Wendy Maruyama

“Metalworking was fun and interesting, but the scale wasn’t of interest to me anymore, working on a tabletop. Making a tabletop was more exciting to me- working large.”
‒ Wendy Maruyama

Furniture maker, artist, and educator, Wendy Maruyama (1952‒) was born in La Junta, Colorado, and received her bachelor of fine arts from San Diego State University in 1975; a Certificate of Mastery from Boston University’s Program in Artisanry in 1978; and a master of fine arts from the Rochester Institute of Technology in 1980. She has been a professor of woodworking and furniture design for over 30 years. Currently, Maruyama is head of the Furniture Design and Woodworking program at San Diego State University, where she has taught since 1989. Previously, she headed the woodworking and furniture programs at the California College of Arts and Crafts, Oakland, California, from 1985 to 1989. She also taught and eventually headed the woodworking program at the Appalachian Center for Crafts, in Smithville, Tennessee, from 1980 to 1985.

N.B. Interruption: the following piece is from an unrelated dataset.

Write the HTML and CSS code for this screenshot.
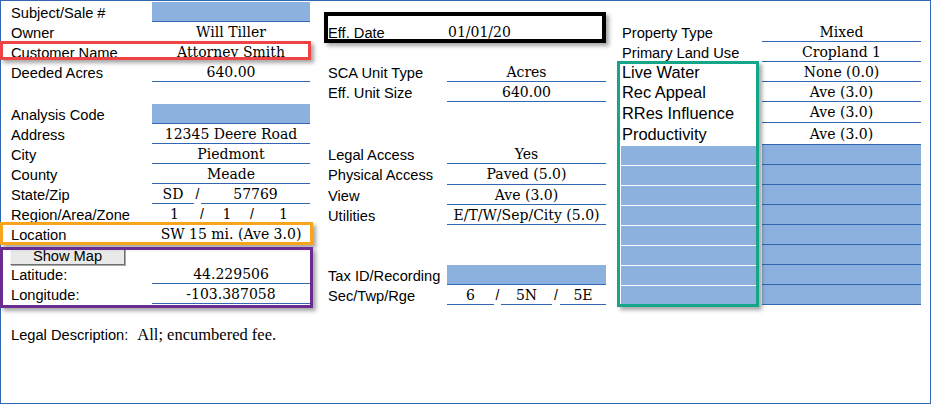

Maruyama’s work is found in many public collections including the Queen Victoria Museum and Art Gallery in Launceston, Australia; the Victoria and Albert Museum, London; the Tennessee State Museum, Nashville; the Philadelphia Museum of Art, Philadelphia; the Museum of Arts and Design, New York CIty; the Mint Museum of Craft + Design, Charlotte, North Carolina; the Oakland Museum of California; the Mingei International Museum, San Diego, California; and the ASU Art Museum, Arizona State University, Tempe. She is the recipient of several prestigious awards including the 2010 California Civil Liberties Public Education Grant; the Japan/US Fellowship; several National Endowment for the Arts Grants for Visual Artists; and a Fulbright Research Grant to work in the United Kingdom. She and her husband, Bill, and their two dogs live in San Diego, California.